Data extract

## Begin

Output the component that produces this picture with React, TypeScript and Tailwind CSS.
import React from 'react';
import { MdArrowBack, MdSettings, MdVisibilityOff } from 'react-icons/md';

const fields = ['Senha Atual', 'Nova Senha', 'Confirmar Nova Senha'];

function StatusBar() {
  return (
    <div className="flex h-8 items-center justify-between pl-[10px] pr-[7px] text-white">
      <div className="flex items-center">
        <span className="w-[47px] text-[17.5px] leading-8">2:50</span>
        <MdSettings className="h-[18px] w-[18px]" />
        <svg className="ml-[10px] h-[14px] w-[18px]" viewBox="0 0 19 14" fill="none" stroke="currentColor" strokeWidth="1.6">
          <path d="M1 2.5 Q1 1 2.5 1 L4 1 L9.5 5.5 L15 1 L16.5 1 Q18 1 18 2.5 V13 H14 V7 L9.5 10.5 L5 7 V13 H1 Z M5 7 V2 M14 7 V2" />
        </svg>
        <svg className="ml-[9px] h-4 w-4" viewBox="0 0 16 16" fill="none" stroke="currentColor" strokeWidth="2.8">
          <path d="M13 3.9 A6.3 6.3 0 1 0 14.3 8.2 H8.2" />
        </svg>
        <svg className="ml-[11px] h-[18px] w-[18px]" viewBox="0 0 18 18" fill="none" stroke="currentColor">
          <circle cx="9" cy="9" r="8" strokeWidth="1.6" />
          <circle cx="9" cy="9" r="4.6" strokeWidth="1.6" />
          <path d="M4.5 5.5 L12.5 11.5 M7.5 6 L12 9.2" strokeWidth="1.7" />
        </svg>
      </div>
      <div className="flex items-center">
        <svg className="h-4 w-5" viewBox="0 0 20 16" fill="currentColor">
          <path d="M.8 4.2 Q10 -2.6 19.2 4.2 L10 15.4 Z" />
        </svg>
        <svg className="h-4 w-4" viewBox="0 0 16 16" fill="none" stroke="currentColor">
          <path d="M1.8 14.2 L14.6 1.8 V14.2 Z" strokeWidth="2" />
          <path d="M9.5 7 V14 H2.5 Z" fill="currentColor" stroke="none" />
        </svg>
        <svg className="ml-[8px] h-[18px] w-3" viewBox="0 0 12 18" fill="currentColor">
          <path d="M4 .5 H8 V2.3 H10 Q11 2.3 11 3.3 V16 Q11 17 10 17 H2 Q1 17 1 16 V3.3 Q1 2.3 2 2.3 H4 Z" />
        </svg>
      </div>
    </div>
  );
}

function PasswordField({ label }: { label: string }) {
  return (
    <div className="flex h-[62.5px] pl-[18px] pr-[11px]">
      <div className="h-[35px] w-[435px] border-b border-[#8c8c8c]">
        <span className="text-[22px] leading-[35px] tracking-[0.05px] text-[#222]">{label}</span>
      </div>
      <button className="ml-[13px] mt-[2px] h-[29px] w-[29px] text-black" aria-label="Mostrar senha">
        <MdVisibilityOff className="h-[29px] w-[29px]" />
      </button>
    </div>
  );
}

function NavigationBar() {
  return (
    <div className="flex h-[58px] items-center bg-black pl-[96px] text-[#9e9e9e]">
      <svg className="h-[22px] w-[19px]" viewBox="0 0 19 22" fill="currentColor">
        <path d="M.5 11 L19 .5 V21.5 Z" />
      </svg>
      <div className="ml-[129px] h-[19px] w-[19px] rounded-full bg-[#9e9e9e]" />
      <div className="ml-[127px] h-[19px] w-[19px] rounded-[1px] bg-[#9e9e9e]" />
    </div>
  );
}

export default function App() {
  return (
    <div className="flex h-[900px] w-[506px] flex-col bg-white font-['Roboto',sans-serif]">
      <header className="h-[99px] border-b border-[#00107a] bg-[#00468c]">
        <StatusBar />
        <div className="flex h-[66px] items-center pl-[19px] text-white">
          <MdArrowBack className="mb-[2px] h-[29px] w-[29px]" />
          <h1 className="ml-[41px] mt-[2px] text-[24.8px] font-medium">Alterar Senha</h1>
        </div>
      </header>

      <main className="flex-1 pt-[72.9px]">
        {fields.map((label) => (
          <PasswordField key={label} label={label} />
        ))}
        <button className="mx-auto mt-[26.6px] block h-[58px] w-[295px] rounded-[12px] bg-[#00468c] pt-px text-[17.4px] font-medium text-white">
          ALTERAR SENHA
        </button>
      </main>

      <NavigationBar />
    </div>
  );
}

## End

Your objective
Write the material out again in its entirety, exactly as shown.

Answer for this exercise
Output the component that produces this picture with React, TypeScript and Tailwind CSS.
import React from 'react';
import { MdArrowBack, MdSettings, MdVisibilityOff } from 'react-icons/md';

const fields = ['Senha Atual', 'Nova Senha', 'Confirmar Nova Senha'];

function StatusBar() {
  return (
    <div className="flex h-8 items-center justify-between pl-[10px] pr-[7px] text-white">
      <div className="flex items-center">
        <span className="w-[47px] text-[17.5px] leading-8">2:50</span>
        <MdSettings className="h-[18px] w-[18px]" />
        <svg className="ml-[10px] h-[14px] w-[18px]" viewBox="0 0 19 14" fill="none" stroke="currentColor" strokeWidth="1.6">
          <path d="M1 2.5 Q1 1 2.5 1 L4 1 L9.5 5.5 L15 1 L16.5 1 Q18 1 18 2.5 V13 H14 V7 L9.5 10.5 L5 7 V13 H1 Z M5 7 V2 M14 7 V2" />
        </svg>
        <svg className="ml-[9px] h-4 w-4" viewBox="0 0 16 16" fill="none" stroke="currentColor" strokeWidth="2.8">
          <path d="M13 3.9 A6.3 6.3 0 1 0 14.3 8.2 H8.2" />
        </svg>
        <svg className="ml-[11px] h-[18px] w-[18px]" viewBox="0 0 18 18" fill="none" stroke="currentColor">
          <circle cx="9" cy="9" r="8" strokeWidth="1.6" />
          <circle cx="9" cy="9" r="4.6" strokeWidth="1.6" />
          <path d="M4.5 5.5 L12.5 11.5 M7.5 6 L12 9.2" strokeWidth="1.7" />
        </svg>
      </div>
      <div className="flex items-center">
        <svg className="h-4 w-5" viewBox="0 0 20 16" fill="currentColor">
          <path d="M.8 4.2 Q10 -2.6 19.2 4.2 L10 15.4 Z" />
        </svg>
        <svg className="h-4 w-4" viewBox="0 0 16 16" fill="none" stroke="currentColor">
          <path d="M1.8 14.2 L14.6 1.8 V14.2 Z" strokeWidth="2" />
          <path d="M9.5 7 V14 H2.5 Z" fill="currentColor" stroke="none" />
        </svg>
        <svg className="ml-[8px] h-[18px] w-3" viewBox="0 0 12 18" fill="currentColor">
          <path d="M4 .5 H8 V2.3 H10 Q11 2.3 11 3.3 V16 Q11 17 10 17 H2 Q1 17 1 16 V3.3 Q1 2.3 2 2.3 H4 Z" />
        </svg>
      </div>
    </div>
  );
}

function PasswordField({ label }: { label: string }) {
  return (
    <div className="flex h-[62.5px] pl-[18px] pr-[11px]">
      <div className="h-[35px] w-[435px] border-b border-[#8c8c8c]">
        <span className="text-[22px] leading-[35px] tracking-[0.05px] text-[#222]">{label}</span>
      </div>
      <button className="ml-[13px] mt-[2px] h-[29px] w-[29px] text-black" aria-label="Mostrar senha">
        <MdVisibilityOff className="h-[29px] w-[29px]" />
      </button>
    </div>
  );
}

function NavigationBar() {
  return (
    <div className="flex h-[58px] items-center bg-black pl-[96px] text-[#9e9e9e]">
      <svg className="h-[22px] w-[19px]" viewBox="0 0 19 22" fill="currentColor">
        <path d="M.5 11 L19 .5 V21.5 Z" />
      </svg>
      <div className="ml-[129px] h-[19px] w-[19px] rounded-full bg-[#9e9e9e]" />
      <div className="ml-[127px] h-[19px] w-[19px] rounded-[1px] bg-[#9e9e9e]" />
    </div>
  );
}

export default function App() {
  return (
    <div className="flex h-[900px] w-[506px] flex-col bg-white font-['Roboto',sans-serif]">
      <header className="h-[99px] border-b border-[#00107a] bg-[#00468c]">
        <StatusBar />
        <div className="flex h-[66px] items-center pl-[19px] text-white">
          <MdArrowBack className="mb-[2px] h-[29px] w-[29px]" />
          <h1 className="ml-[41px] mt-[2px] text-[24.8px] font-medium">Alterar Senha</h1>
        </div>
      </header>

      <main className="flex-1 pt-[72.9px]">
        {fields.map((label) => (
          <PasswordField key={label} label={label} />
        ))}
        <button className="mx-auto mt-[26.6px] block h-[58px] w-[295px] rounded-[12px] bg-[#00468c] pt-px text-[17.4px] font-medium text-white">
          ALTERAR SENHA
        </button>
      </main>

      <NavigationBar />
    </div>
  );
}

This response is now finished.